Field Marshal Hugh Gough, 1st Viscount Gough,  (3 November 1779 – 2 March 1869) was an Irish officer of the British Army. After serving as a junior officer at the seizure of the Cape of Good Hope during the French Revolutionary Wars, Gough commanded the 2nd Battalion of the 87th (Royal Irish Fusiliers) Regiment of Foot during the Peninsular War.
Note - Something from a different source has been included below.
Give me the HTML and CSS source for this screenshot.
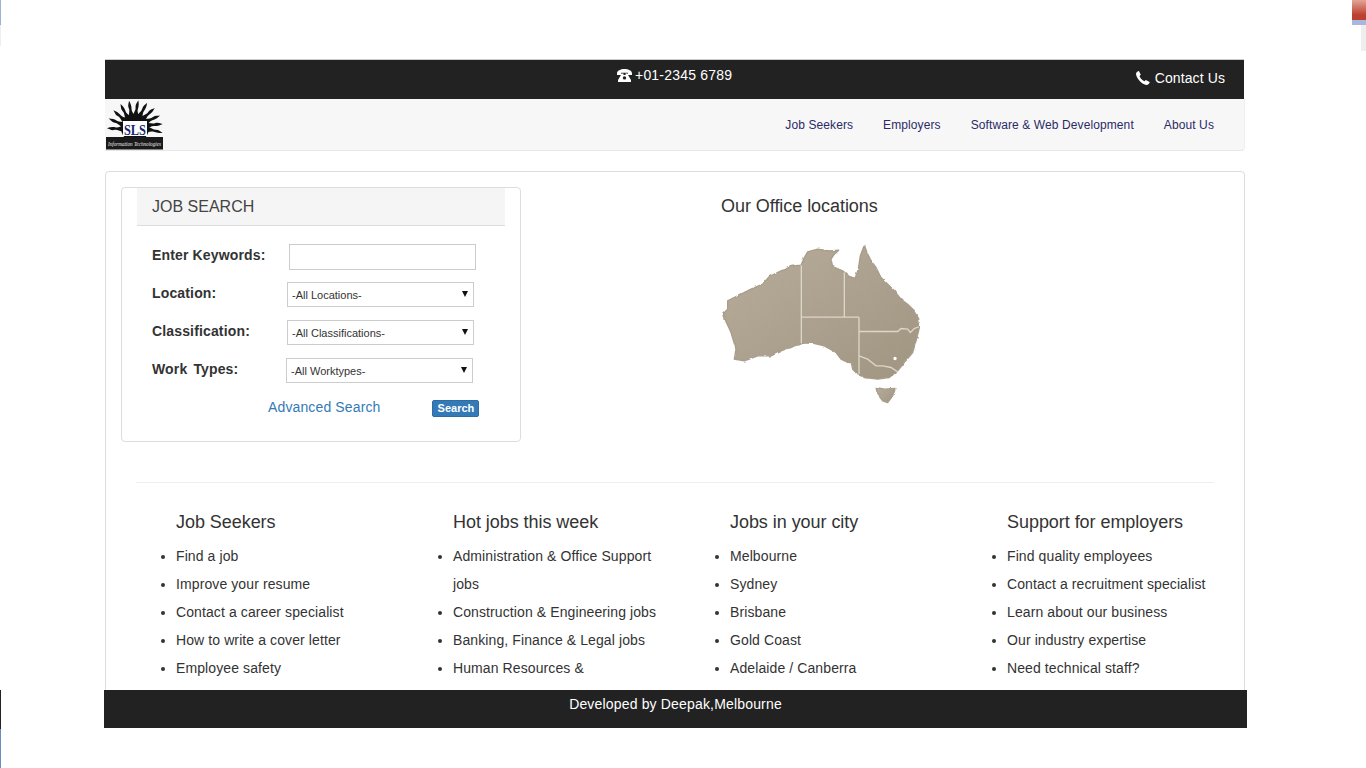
FILE: index.html
```html
<!DOCTYPE html>
<html lang="en">
<head>
<meta charset="utf-8">
<title>SLS Information Technologies</title>
<link rel="stylesheet" href="styles.css">
</head>
<body>
<div class="artifact art-tl"></div>
<div class="artifact art-tl2"></div>
<div class="artifact art-tr"></div>
<div class="artifact art-tr2"></div>
<div class="artifact art-bl"></div>
<div class="artifact art-bl2"></div>

<div class="page">
  <header class="topbar">
    <span class="top-phone">
      <svg class="ico-alt" viewBox="0 0 15 13"><path fill="#fff" fill-rule="evenodd" d="M0 4.600C0 1.600 3.600 0 7.500 0S15 1.600 15 4.600V6h-4.200V3.700H4.200V6H0zM4.800 4.600h1.700V6h2V4.600h1.700L14 11v2H1v-2zM7.500 7.200a1.700 1.700 0 1 0 0 3.400 1.700 1.700 0 0 0 0-3.400z"/></svg>
      +01-2345 6789
    </span>
    <span class="top-contact">
      <svg class="ico-phone" viewBox="0 0 14 14"><path fill="#fff" d="M2.900.1 4.800 3.700 3.500 5c.5 1.900 2.700 4.300 4.900 5.300l1.400-1.300 3.900 2.100c.2 1-1.600 2.800-3.200 2.900C6 13.600.4 7.600 0 3.100-.1 1.700 1.700.1 2.900.1z"/></svg>
      Contact Us
    </span>
  </header>

  <nav class="navbar">
    <svg class="logo" viewBox="0 0 57 50">
      <defs>
        <path id="ray" d="M-2.200-11C-4-15-.3-17-1.300-21-1.800-24 .3-26 .8-28 1.800-25 2-22 1.200-19 .5-16 3-14 2.200-11z"/>
      </defs>
      <g transform="translate(29 28)" fill="#111">
        <circle r="14"/>
        <use href="#ray" transform="rotate(-92)"/>
        <use href="#ray" transform="rotate(-72)"/>
        <use href="#ray" transform="rotate(-52)"/>
        <use href="#ray" transform="rotate(-33)"/>
        <use href="#ray" transform="rotate(-14)"/>
        <use href="#ray" transform="rotate(5)"/>
        <use href="#ray" transform="rotate(24)"/>
        <use href="#ray" transform="rotate(43)"/>
        <use href="#ray" transform="rotate(62)"/>
        <use href="#ray" transform="rotate(80)"/>
        <use href="#ray" transform="rotate(98)"/>
      </g>
      <rect x="17" y="21" width="24" height="15" fill="#fff"/>
      <text class="logo-sls" x="18" y="34.500" textLength="22" lengthAdjust="spacingAndGlyphs">SLS</text>
      <rect x="0" y="37" width="57" height="12.500" fill="#1a1a1a"/>
      <text class="logo-sub" x="2" y="46" textLength="53" lengthAdjust="spacingAndGlyphs">Information Technologies</text>
    </svg>
    <ul class="nav-links">
      <li><a href="#">Job Seekers</a></li>
      <li><a href="#">Employers</a></li>
      <li><a href="#">Software &amp; Web Development</a></li>
      <li><a href="#">About Us</a></li>
    </ul>
  </nav>

  <main class="panel">
    <div class="upper">
      <section class="search-box">
        <h3 class="search-title">JOB SEARCH</h3>
        <form class="search-form">
          <div class="row row-kw">
            <label class="lbl" for="kw">Enter Keywords:</label>
            <input class="field" id="kw" type="text">
          </div>
          <div class="row row-sel">
            <label class="lbl" for="loc">Location:</label>
            <span class="sel-wrap"><select class="sel" id="loc"><option>-All Locations-</option></select></span>
          </div>
          <div class="row row-sel">
            <label class="lbl" for="cls">Classification:</label>
            <span class="sel-wrap"><select class="sel" id="cls"><option>-All Classifications-</option></select></span>
          </div>
          <div class="row row-wt">
            <label class="lbl" for="wt">Work Types:</label>
            <span class="sel-wrap"><select class="sel" id="wt"><option>-All Worktypes-</option></select></span>
          </div>
          <div class="actions">
            <a class="adv" href="#">Advanced Search</a>
            <button class="btn" type="button">Search</button>
          </div>
        </form>
      </section>

      <section class="offices">
        <h4 class="office-title">Our Office locations</h4>
        <svg class="map" viewBox="60 150 600 500">
          <defs>
            <linearGradient id="land" x1="0" y1="0" x2="1" y2="1">
              <stop offset="0" stop-color="#b8ad9b"/>
              <stop offset="1" stop-color="#a09581"/>
            </linearGradient>
            <filter id="rough" x="-5%" y="-5%" width="110%" height="110%">
              <feTurbulence type="fractalNoise" baseFrequency="0.05" numOctaves="2" seed="4" result="n"/>
              <feDisplacementMap in="SourceGraphic" in2="n" scale="9" xChannelSelector="R" yChannelSelector="G"/>
              <feGaussianBlur stdDeviation="1.500"/>
            </filter>
          </defs>
          <g fill="url(#land)" stroke="#a89d8a" stroke-width="4" stroke-linejoin="round" filter="url(#rough)">
            <path d="M300 228 310 205 320 188 350 180 385 185 413 183 400 195 390 210 395 232 425 245 445 262 462 268 472 240 478 200 490 168 498 190 510 215 525 235 540 265 555 280 580 305 600 330 620 345 640 365 653 385 655 415 648 445 635 490 610 520 590 545 565 565 530 570 490 565 470 555 455 540 450 515 440 520 420 510 405 490 370 470 335 462 310 462 280 470 240 485 210 500 170 500 130 515 100 510 105 480 90 430 72 390 68 372 80 360 80 335 110 320 150 300 185 285 205 262 240 245 270 232z"/>
            <path d="M525 595 550 600 582 598 575 620 560 640 545 635 530 615z"/>
          </g>
          <g fill="none" stroke="#dcd6ca" stroke-width="4">
            <path d="M301 228V462M301 384H474M430 250V384M474 384V555"/>
            <path d="M474 427H590L600 418 620 420 628 430 640 418 653 413"/>
            <path d="M474 500 500 510 525 530 545 530 570 535 590 548"/>
          </g>
          <circle cx="582" cy="508" r="5" fill="#fff"/>
        </svg>
      </section>
    </div>

    <hr class="divider">

    <div class="columns">
      <section class="col">
        <h4 class="col-title">Job Seekers</h4>
        <ul class="col-list">
          <li>Find a job</li>
          <li>Improve your resume</li>
          <li>Contact a career specialist</li>
          <li>How to write a cover letter</li>
          <li>Employee safety</li>
        </ul>
      </section>
      <section class="col">
        <h4 class="col-title">Hot jobs this week</h4>
        <ul class="col-list">
          <li>Administration &amp; Office Support jobs</li>
          <li>Construction &amp; Engineering jobs</li>
          <li>Banking, Finance &amp; Legal jobs</li>
          <li>Human Resources &amp;</li>
        </ul>
      </section>
      <section class="col">
        <h4 class="col-title">Jobs in your city</h4>
        <ul class="col-list">
          <li>Melbourne</li>
          <li>Sydney</li>
          <li>Brisbane</li>
          <li>Gold Coast</li>
          <li>Adelaide / Canberra</li>
        </ul>
      </section>
      <section class="col">
        <h4 class="col-title">Support for employers</h4>
        <ul class="col-list">
          <li>Find quality employees</li>
          <li>Contact a recruitment specialist</li>
          <li>Learn about our business</li>
          <li>Our industry expertise</li>
          <li>Need technical staff?</li>
        </ul>
      </section>
    </div>
  </main>
</div>

<footer class="footer">Developed by Deepak,Melbourne</footer>
</body>
</html>
```

FILE: styles.css
```css
* { box-sizing: border-box; }

html, body {
  margin: 0;
  height: 768px;
  overflow: hidden;
  background: #fff;
}

body {
  position: relative;
  font-family: "Liberation Sans", Arial, sans-serif;
  font-size: 14px;
  color: #333;
}

.page {
  width: 1140px;
  margin-left: 105px;
  padding-top: 59px;
}

/* Top bar */
.topbar {
  height: 40px;
  margin-right: 1px;
  background: #222;
  border-top: 1px solid #ccc;
  color: #fff;
  display: flex;
  align-items: flex-start;
  font-size: 14px;
}

.top-phone {
  margin-left: 512px;
  margin-top: 7px;
  display: flex;
  align-items: center;
  gap: 3px;
  line-height: 17px;
  letter-spacing: .2px;
}

.top-contact {
  margin-left: auto;
  margin-right: 19px;
  margin-top: 10px;
  display: flex;
  align-items: center;
  gap: 5px;
  line-height: 17px;
  letter-spacing: .1px;
}

.ico-alt { width: 15px; height: 13px; margin-top: -1px; }
.ico-phone { width: 14px; height: 14px; margin-top: -2px; }

/* Navbar */
.navbar {
  height: 52px;
  background: #f8f7f8;
  border-bottom: 1px solid #e7e7e7;
  border-right: 1px solid #eee;
  border-radius: 0 0 4px 0;
  display: flex;
  justify-content: space-between;
  align-items: flex-start;
}

.logo { width: 57px; height: 50px; margin: 1px 0 0 1px; }
.logo-sls { font: bold 14.500px "Liberation Serif", serif; fill: #14286e; }
.logo-sub { font: italic 5.500px "Liberation Serif", serif; fill: #eee; }

.nav-links {
  display: flex;
  gap: 30px;
  list-style: none;
  margin: 19px 30px 0 0;
  padding: 0;
}

.nav-links a {
  color: #2a2a66;
  font-size: 12px;
  line-height: 15px;
  text-decoration: none;
  display: block;
  letter-spacing: .1px;
}

/* Panel */
.panel {
  height: 530px;
  margin-top: 20px;
  border: 1px solid #ddd;
  border-radius: 4px;
  background: #fff;
}

.upper {
  display: flex;
  padding: 15px 0 0 15px;
}

.search-box {
  width: 400px;
  height: 255px;
  border: 1px solid #ddd;
  border-radius: 4px;
  padding: 0 15px;
  flex: none;
}

.search-title {
  margin: 0;
  height: 38px;
  padding: 0 15px;
  background: #f5f5f5;
  border-bottom: 1px solid #ddd;
  font-size: 16px;
  font-weight: 400;
  line-height: 37px;
  color: #444;
}

.search-form { padding: 18px 0 0 15px; }

.row {
  display: flex;
  align-items: flex-start;
  height: 38px;
}

.lbl {
  font-weight: 700;
  letter-spacing: .15px;
  line-height: 20px;
  flex: none;
  margin-top: 1px;
}

.row-kw .lbl { width: 137px; }
.row-sel .lbl { width: 135px; }
.row-wt .lbl { width: 134px; word-spacing: 2px; }

.field {
  width: 187px;
  height: 26px;
  border: 1px solid #ccc;
  background: #fff;
  padding: 0 4px;
}

.sel-wrap {
  position: relative;
  display: block;
  width: 187px;
  height: 25px;
}

.sel-wrap::after {
  content: "";
  position: absolute;
  right: 6.500px;
  top: 9px;
  border-left: 3.500px solid transparent;
  border-right: 3.500px solid transparent;
  border-top: 6px solid #111;
  pointer-events: none;
}

.sel {
  appearance: none;
  -webkit-appearance: none;
  display: block;
  width: 100%;
  height: 25px;
  border: 1px solid #ccc;
  border-radius: 0;
  background: #fff;
  font-family: "Liberation Sans", Arial, sans-serif;
  font-size: 11px;
  color: #333;
  padding: 0 4px;
}

.actions {
  display: flex;
  align-items: flex-start;
  padding-left: 116px;
  padding-top: 3px;
}

.adv {
  color: #337ab7;
  text-decoration: none;
  letter-spacing: .13px;
  line-height: 17px;
}

.btn {
  margin-left: 52px;
  width: 47px;
  height: 17px;
  margin-top: 1px;
  padding: 0;
  border: 1px solid #2e6da4;
  border-radius: 2px;
  background: #337ab7;
  color: #fff;
  font: 700 11px "Liberation Sans", Arial, sans-serif;
  line-height: 15px;
}

/* Offices */
.offices { margin-left: 200px; }

.office-title {
  margin: 9px 0 0;
  font-size: 18px;
  font-weight: 400;
  letter-spacing: -.05px;
  line-height: 20px;
  color: #333;
}

.map {
  display: block;
  width: 200px;
  height: 167px;
  margin-top: 23px;
}

/* Divider and columns */
.divider {
  margin: 40px 30px 0;
  border: 0;
  border-top: 1px solid #eee;
}

.columns {
  display: grid;
  grid-template-columns: repeat(4, 277px);
  margin: 29px 0 0 30px;
}

.col-title {
  margin: 0 0 10px 40px;
  font-size: 18px;
  font-weight: 400;
  letter-spacing: -.05px;
  line-height: 20px;
  color: #333;
}

.col-list {
  margin: 0;
  padding: 0 0 0 40px;
  width: 255px;
  line-height: 28px;
  letter-spacing: .1px;
}

/* Footer */
.footer {
  position: absolute;
  left: 104px;
  top: 690px;
  width: 1143px;
  height: 38px;
  background: #222;
  color: #fff;
  text-align: center;
  line-height: 29px;
  letter-spacing: .17px;
}

/* Stray screen fragments at the window edges */
.artifact { position: absolute; }
.art-tl { left: 0; top: 0; width: 1px; height: 25px; background: #9fb0dc; }
.art-tl2 { left: 0; top: 25px; width: 1px; height: 21px; background: #eee; }
.art-tr { left: 1352px; top: 0; width: 14px; height: 25px; background: linear-gradient(#e3a596, #bb4030 60%, #bb4030 80%, #a9b7de 80%); }
.art-tr2 { left: 1361px; top: 25px; width: 5px; height: 26px; background: #eee; }
.art-bl { left: 0; top: 690px; width: 1px; height: 39px; background: #222; }
.art-bl2 { left: 0; top: 729px; width: 1px; height: 39px; background: #6a8cc4; }
```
After serving as commander-in-chief of the British forces in China during the First Opium War, he became Commander-in-Chief, India and led the British forces in action against the Marathas defeating them decisively at the conclusion of the Gwalior campaign and then commanded the troops that defeated the Sikhs during both the First Anglo-Sikh War and the Second Anglo-Sikh War.

Early career
Born the son of Lieutenant Colonel George Gough and Letitia Gough (née Bunbury) of Lisnavagh, Gough was commissioned into the Limerick Militia on 7 August 1793. He transferred to a locally raised regiment on 7 August 1794 and, having been promoted to lieutenant in the 119th Regiment of Foot on 11 October 1794, transferred to the 78th (Highlanders) Regiment of Foot on 6 June 1795. He took part in the capture of the Cape of Good Hope in September 1795 during the French Revolutionary Wars and transferred to the 87th (Royal Irish Fusiliers) Regiment of Foot in December 1795, before being deployed with his regiment in the West Indies and taking part in the expedition to Dutch Guiana in 1799. After returning to England he was promoted to captain in the 2nd Battalion of his regiment on 25 June 1803 and to major in the same battalion on 25 June 1803.

Peninsular War
Gough joined Sir Arthur Wellesley in Spain in January 1809 and commanded the 2nd Battalion of his regiment at the Battle of Talavera, during which he was wounded in July 1809 during the Peninsular War. He also fought at the Battle of Barrosa, where his regiment captured a French Imperial Eagle in March 1811. Promoted to brevet lieutenant colonel on 30 March 1811, he also took part in the Siege of Tarifa in January 1812, the Battle of Vitoria in June 1813 and the Battle of Nivelle, during which he was again badly wounded in November 1813. He was promoted to the substantive rank of lieutenant colonel on 25 May 1815, appointed a Companion of the Order of the Bath on 4 June 1815 and appointed a Knight Bachelor on 16 March 1816.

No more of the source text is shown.